[Code that builds pages]

===

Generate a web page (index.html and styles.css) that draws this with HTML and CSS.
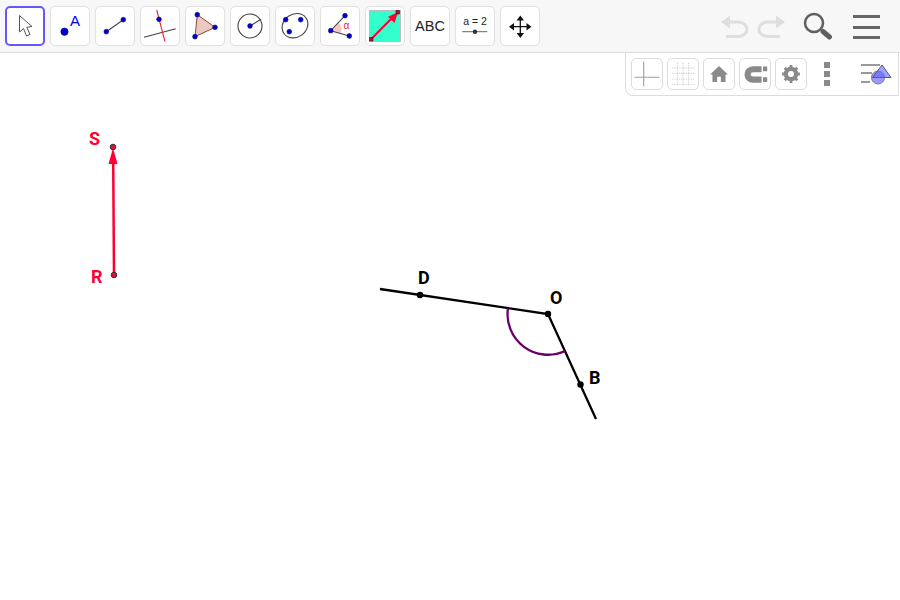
FILE: index.html
```html
<!DOCTYPE html>
<html lang="en">
<head>
<meta charset="utf-8">
<title>Geometry</title>
<link rel="stylesheet" href="styles.css">
</head>
<body>
<div class="app">
  <svg class="canvas" width="900" height="600" viewBox="0 0 900 600">
    <path class="ray" d="M380 289L548 314L596 419"/>
    <path class="arc" d="M508 308A40.5 40.5 0 0 0 565 351"/>
    <circle class="pt-black" cx="420" cy="295" r="3.2"/>
    <circle class="pt-black" cx="548" cy="314" r="3.2"/>
    <circle class="pt-black" cx="580.500" cy="384.500" r="3.2"/>
    <text class="lbl" x="418" y="284">D</text>
    <text class="lbl" x="550" y="304">O</text>
    <text class="lbl" x="589" y="384">B</text>
    <path class="vec" d="M114 275L113.200 160"/>
    <path class="vec-head" d="M113 148L117.500 164L108.500 164Z"/>
    <circle class="pt-red" cx="114" cy="275" r="2.800"/>
    <circle class="pt-red" cx="113" cy="147" r="2.800"/>
    <text class="lbl red" x="89" y="145">S</text>
    <text class="lbl red" x="91" y="283">R</text>
  </svg>

  <header class="toolbar">
    <div class="tools">
      <div class="tool active"><svg viewBox="0 0 40 40"><path class="cursor" d="M14.500 9.500L14.500 26L18.500 22.500L21.500 30L25 28.500L21.800 21.300L27 20.500Z"/></svg></div>
      <div class="tool"><svg viewBox="0 0 40 40"><circle class="bp" cx="14.500" cy="25.700" r="3.700"/><text class="blue-a" x="20" y="19.500">A</text></svg></div>
      <div class="tool"><svg viewBox="0 0 40 40"><path class="ln" d="M11.300 25.700L28.300 13.700"/><circle class="bp" cx="11.300" cy="25.700" r="2.400"/><circle class="bp" cx="28.300" cy="13.700" r="2.400"/></svg></div>
      <div class="tool"><svg viewBox="0 0 40 40"><path class="ln" d="M4 31.300L35.700 22.700"/><path class="ln-red" d="M16.700 4L25 35.700"/><circle class="bp" cx="19" cy="13.300" r="2.400"/></svg></div>
      <div class="tool"><svg viewBox="0 0 40 40"><path class="tri" d="M12.300 8.700L30 21.300L10 30.700Z"/><circle class="bp" cx="12.300" cy="8.700" r="2.400"/><circle class="bp" cx="30" cy="21.300" r="2.400"/><circle class="bp" cx="10" cy="30.700" r="2.400"/></svg></div>
      <div class="tool"><svg viewBox="0 0 40 40"><circle class="ln" cx="20" cy="20" r="12"/><path class="ln" d="M20 20L31 13.300"/><circle class="bp" cx="20" cy="20" r="2.400"/></svg></div>
      <div class="tool"><svg viewBox="0 0 40 40"><ellipse class="ln" cx="20" cy="19.700" rx="13.500" ry="11.500" transform="rotate(-35 20 19.700)"/><circle class="bp" cx="10.700" cy="13.700" r="2.400"/><circle class="bp" cx="25.700" cy="13.700" r="2.400"/><circle class="bp" cx="14.300" cy="25.700" r="2.400"/></svg></div>
      <div class="tool"><svg viewBox="0 0 40 40"><path class="sector" d="M10.700 24.700L18.500 16.500A11 11 0 0 1 21 27.500Z"/><path class="ln" d="M25 9.700L10.700 24.700L29.300 30"/><circle class="bp" cx="10.700" cy="24.700" r="2.400"/><circle class="bp" cx="25" cy="9.700" r="2.400"/><circle class="bp" cx="29.300" cy="30" r="2.400"/><text class="alpha" x="23.500" y="23">α</text></svg></div>
      <div class="tool"><svg viewBox="0 0 40 40"><rect class="teal" x="4.500" y="4.500" width="31" height="31"/><path class="vec-thin" d="M6 33.300L27 12"/><path class="vec-head" d="M33 6.300L29.500 17L23 10.800Z"/><rect class="corner" x="31" y="4.500" width="3.500" height="3.500"/><rect class="corner" x="4.500" y="31.500" width="3.500" height="3.500"/></svg></div>
      <div class="tool tool-text">ABC</div>
      <div class="tool"><svg viewBox="0 0 40 40"><text class="slider-t" x="20" y="19">a = 2</text><path class="slider-l" d="M7.300 25.700H32.300"/><circle class="slider-d" cx="20" cy="25.700" r="2.200"/></svg></div>
      <div class="tool"><svg viewBox="0 0 40 40"><path class="ln-b" d="M20.300 12V29.500M11.500 20.700H29"/><path class="head" d="M20.300 9.500L24 14.500H16.600ZM20.300 32L24 27H16.600ZM9 20.700L14 17V24.400ZM31.500 20.700L26.500 17V24.400Z"/></svg></div>
    </div>
    <div class="actions">
      <svg class="undo" width="30" height="26" viewBox="0 0 30 26"><path d="M4 8H18C30 8 30 22.500 18 22.500H6"/><path class="undo-h" d="M1 8L10 1.500V14.500Z"/></svg>
      <svg class="undo" width="30" height="26" viewBox="0 0 30 26"><path d="M26 8H12C0 8 0 22.500 12 22.500H24"/><path class="undo-h" d="M29 8L20 1.500V14.500Z"/></svg>
      <svg class="search" width="30" height="30" viewBox="0 0 30 30"><circle cx="11" cy="11" r="9"/><path class="s-h" d="M20 19.500L26.500 25"/></svg>
      <div class="burger"><span></span><span></span><span></span></div>
    </div>
  </header>

  <aside class="stylebar">
    <div class="sb-btn"><svg viewBox="0 0 32 32"><path class="axis" d="M2.500 19.500H29.500M12.500 3V29"/></svg></div>
    <div class="sb-btn"><svg viewBox="0 0 32 32"><path class="grid" d="M4 9.500H28M4 15.500H28M4 21.500H28M4 27H28M10 4V29M16 4V29M22 4V29"/></svg></div>
    <div class="sb-btn"><svg viewBox="0 0 32 32"><path class="fill" d="M16 7.500L25.500 16.500H23V24.500H18V19H14V24.500H9V16.500H6.500Z"/></svg></div>
    <div class="sb-btn"><svg viewBox="0 0 32 32"><path class="magnet" d="M23 11H14C6 11 6 22 14 22H23"/><path class="fill" d="M24.500 8H29V13H24.500ZM24.500 19.500H29V24.500H24.500Z"/></svg></div>
    <div class="sb-btn"><svg viewBox="0 0 32 32"><circle class="gear" cx="16" cy="16" r="5.500"/><path class="gear-t" d="M16 6.500V25.500M6.500 16H25.500M9.300 9.300L22.700 22.700M22.700 9.300L9.300 22.700"/></svg></div>
    <div class="dots"><span></span><span></span><span></span></div>
    <svg class="sb-menu" width="32" height="32" viewBox="0 0 32 32"><path class="sb-l" d="M1 7H20M1 15H12M1 24H10"/><circle class="sb-c" cx="18" cy="19.500" r="6.500"/><path class="sb-t" d="M22 7L31 19.500H12.500Z"/></svg>
  </aside>
</div>
</body>
</html>
```
FILE: styles.css
```css
* { box-sizing: border-box; }
html, body { margin: 0; padding: 0; background: #fff; }
.app {
  position: relative;
  width: 900px;
  height: 600px;
  overflow: hidden;
  background: #fff;
  font-family: "Liberation Sans", Arial, sans-serif;
}
.canvas { position: absolute; left: 0; top: 0; }
.toolbar {
  position: relative;
  height: 53px;
  display: flex;
  justify-content: space-between;
  padding: 6px 20px 0 5px;
  background: #f7f7f7;
  border-bottom: 1px solid #dcdcdc;
}
.tools { display: flex; gap: 5px; }
.tool {
  width: 40px;
  height: 40px;
  background: #fff;
  border: 1px solid #e0e0e0;
  border-radius: 5px;
  display: flex;
  align-items: center;
  justify-content: center;
}
.tool svg { width: 40px; height: 40px; flex: none; }
.tool.active { border: 2px solid #6557ff; }
.tool-text { font-size: 14.500px; color: #222; }
.actions { display: flex; align-items: flex-start; }
.undo { margin: 8px 6px 0 0; fill: none; }
.undo path { fill: none; stroke: #dedede; stroke-width: 3; }
.undo .undo-h { fill: #dedede; stroke: none; }
.search { margin: 6px 0 0 11px; }
.search circle { fill: none; stroke: #5f5f5f; stroke-width: 2.500; }
.s-h { stroke: #5f5f5f; stroke-width: 5; stroke-linecap: round; }
.burger { margin: 9px 0 0 20px; width: 27px; display: flex; flex-direction: column; gap: 7.500px; }
.burger span { display: block; height: 3px; background: #666; }

.bp { fill: #0000cc; stroke: #00006e; stroke-width: .5; }
.ln { fill: none; stroke: #444; stroke-width: 1.100; }
.ln-red { stroke: #e5243f; stroke-width: 1.100; }
.ln-b { stroke: #111; stroke-width: 1.300; }
.head { fill: #111; }
.tri { fill: #ebc8c0; stroke: #8a4a3c; stroke-width: 1; }
.sector { fill: #f3c9c4; }
.alpha { fill: #e5243f; font-size: 10px; font-family: "Liberation Sans", Arial, sans-serif; }
.blue-a { fill: #0000ff; font-size: 15px; font-family: "Liberation Sans", Arial, sans-serif; }
.cursor { fill: #fff; stroke: #444; stroke-width: .9; }
.teal { fill: #33ffcc; stroke: #bdbdbd; stroke-width: 1; }
.vec-thin { stroke: #ff0033; stroke-width: 2; }
.corner { fill: #cc0033; stroke: #222; stroke-width: .6; }
.slider-t { font-size: 10.500px; fill: #222; text-anchor: middle; font-family: "Liberation Sans", Arial, sans-serif; }
.slider-l { stroke: #666; stroke-width: 1; }
.slider-d { fill: #333; }

.stylebar {
  position: absolute;
  right: 1px;
  top: 53px;
  width: 274px;
  height: 43px;
  display: flex;
  align-items: flex-start;
  gap: 4px;
  padding: 5px 0 0 5px;
  background: #fff;
  border: 1px solid #dcdcdc;
  border-top: 0;
  border-bottom-left-radius: 8px;
}
.sb-btn { width: 32px; height: 32px; border: 1px solid #dcdcdc; border-radius: 5px; background: #fff; flex: none; }
.sb-btn svg { display: block; width: 30px; height: 30px; }
.axis { stroke: #a0a0a0; stroke-width: 1.200; fill: none; }
.grid { stroke: #cfcfcf; stroke-width: 1; stroke-dasharray: 1.500 1; fill: none; }
.fill { fill: #8a8a8a; }
.magnet { fill: none; stroke: #8a8a8a; stroke-width: 6.500; }
.gear { fill: none; stroke: #8a8a8a; stroke-width: 4.500; }
.gear-t { stroke: #8a8a8a; stroke-width: 3; stroke-dasharray: 3 13; fill: none; }
.dots { width: 6px; margin: 4px 0 0 13px; display: flex; flex-direction: column; gap: 3px; flex: none; }
.dots span { display: block; width: 6px; height: 6px; background: #8a8a8a; }
.sb-menu { margin: 0 0 0 26px; flex: none; }
.sb-l { stroke: #9a9a9a; stroke-width: 2; fill: none; }
.sb-c { fill: #9999ff; stroke: #7a7a9a; stroke-width: 1; }
.sb-t { fill: rgba(102, 102, 255, .6); stroke: #5a5a7a; stroke-width: 1; }

.ray { fill: none; stroke: #000; stroke-width: 2.300; stroke-linejoin: miter; }
.arc { fill: none; stroke: #660066; stroke-width: 2.300; }
.pt-black { fill: #000; }
.lbl { font-size: 18px; font-weight: 700; fill: #000; font-family: Roboto, "Liberation Sans", sans-serif; }
.lbl.red { fill: #ff0033; }
.vec { stroke: #ff0033; stroke-width: 2.500; fill: none; }
.vec-head { fill: #ff0033; }
.pt-red { fill: #e0103a; stroke: #333; stroke-width: 1; }
```
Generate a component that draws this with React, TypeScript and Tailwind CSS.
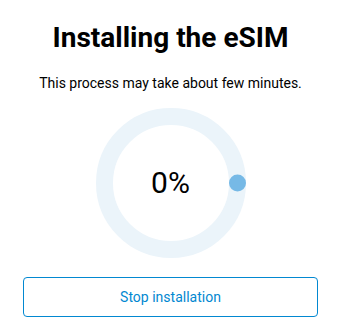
export default function App() {
  const progress = 0;
  const size = 150;
  const stroke = 17;
  const r = (size - stroke) / 2;
  const c = size / 2;
  const angle = (progress / 100) * 2 * Math.PI;
  const dotX = c + r * Math.cos(angle);
  const dotY = c + r * Math.sin(angle);

  return (
    <div className="w-[341px] h-[336px] bg-white flex flex-col items-center pt-5 font-['Roboto',sans-serif] text-black">
      <h1 className="text-[28px] leading-[36px] font-bold">Installing the eSIM</h1>
      <p className="mt-[17px] text-[14px] leading-5">This process may take about few minutes.</p>

      <div className="relative mt-[15px] w-[150px] h-[150px]">
        <svg width={size} height={size} viewBox={`0 0 ${size} ${size}`} className="absolute inset-0">
          <circle cx={c} cy={c} r={r} fill="none" stroke="#EBF4FA" strokeWidth={stroke} />
          <circle cx={dotX} cy={dotY} r={8.5} fill="#76B9E6" />
        </svg>
        <div className="absolute inset-0 flex items-center justify-center text-[30px] leading-none">
          {progress}%
        </div>
      </div>

      <button className="mt-[19px] w-[295px] h-10 rounded border border-[#0288D1] text-[#0288D1] text-[14px]">
        Stop installation
      </button>
    </div>
  );
}
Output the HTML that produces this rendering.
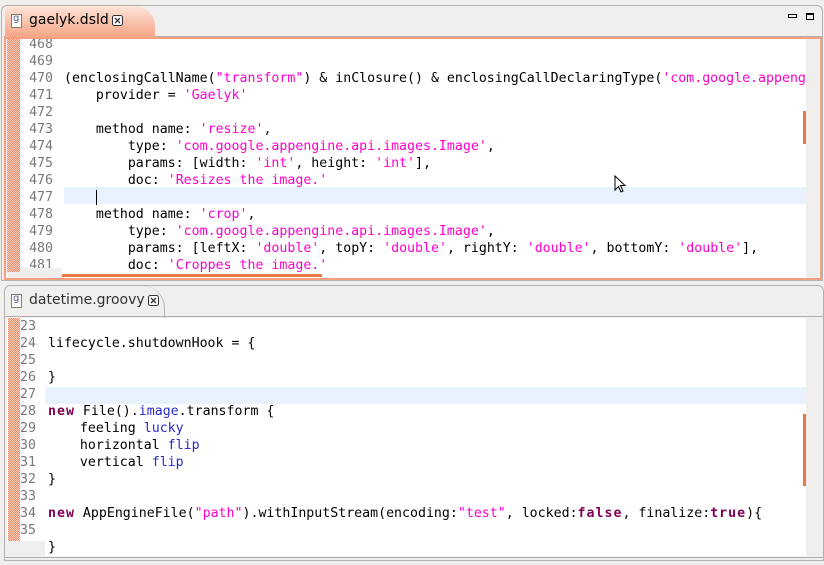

===

Pull out every line in the material above where "styles" occurs.

EXERCISE SOLUTION:
Generate a web page (index.html and styles.css) that draws this with HTML and CSS.
<link rel="stylesheet" href="styles.css">
FILE: styles.css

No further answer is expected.